To find the Coulomb force experienced by one of the charges due to the other two in an equilateral triangle configuration, we can use Coulomb's law. This law states that the force between two point charges is directly proportional to the product of the magnitudes of the charges and inversely proportional to the square of the distance between them. Let's break this down step by step.
Understanding the Setup
We have three equal charges, each with a magnitude of \(2.0 \times 10^{-6}\) C, positioned at the corners of an equilateral triangle with each side measuring 5 cm (or 0.05 m). We will calculate the force experienced by one charge due to the other two charges.
Coulomb's Law Formula
The formula for Coulomb's law is given by:
F = k * |q1 * q2| / r²
Where:
- F is the force between the charges.
- k is Coulomb's constant, approximately \(8.99 \times 10^9 \, \text{N m}^2/\text{C}^2\).

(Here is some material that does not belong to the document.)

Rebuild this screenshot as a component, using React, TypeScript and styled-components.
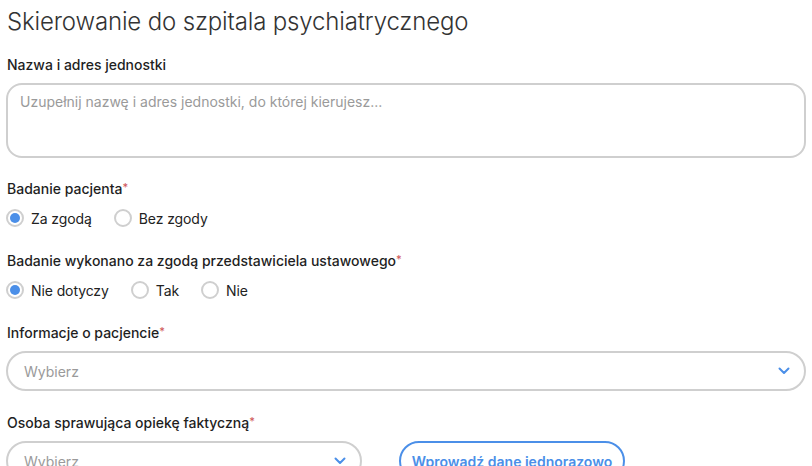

- q1 and q2 are the magnitudes of the charges.
- r is the distance between the charges.
Calculating the Force Between Two Charges
Let's denote the charges as \(q_A\), \(q_B\), and \(q_C\). We will calculate the force on charge \(q_A\) due to charges \(q_B\) and \(q_C\) separately, and then combine these forces vectorially.
Force Between \(q_A\) and \(q_B\)
Using Coulomb's law:
F_{AB} = k * |q_A * q_B| / r^2
Substituting the values:
F_{AB} = (8.99 \times 10^9) * (2.0 \times 10^{-6})^2 / (0.05)^2
Calculating this gives:
F_{AB} = (8.99 \times 10^9) * (4.0 \times 10^{-12}) / (0.0025)
Which simplifies to:
F_{AB} = (8.99 \times 10^9) * (1.6 \times 10^{-9}) = 14.384 \, \text{N}
Force Between \(q_A\) and \(q_C\)
Since the charges are equal and symmetrically placed, the force \(F_{AC}\) will be the same as \(F_{AB}\):
F_{AC} = 14.384 \, \text{N}
Combining the Forces
Now, we need to find the resultant force on \(q_A\) due to both \(q_B\) and \(q_C\). The forces \(F_{AB}\) and \(F_{AC}\) are at an angle of 60 degrees to each other because of the equilateral triangle configuration.
Using Vector Addition
The resultant force \(F_R\) can be calculated using the formula:
F_R = √(F_{AB}² + F_{AC}² + 2 * F_{AB} * F_{AC} * cos(θ))
Where \(θ = 60°\). The cosine of 60 degrees is 0.5. Plugging in the values:
F_R = √(14.384² + 14.384² + 2 * 14.384 * 14.384 * 0.5)
This simplifies to:
F_R = √(2 * 14.384² + 14.384²) = √(3 * 14.384²)
Calculating this gives:
F_R = 14.384 * √3 ≈ 24.84 \, \text{N}
Final Result
The total Coulomb force experienced by one of the charges due to the other two is approximately 24.84 N. This force acts outward from the center of the triangle, directed away from the other two charges.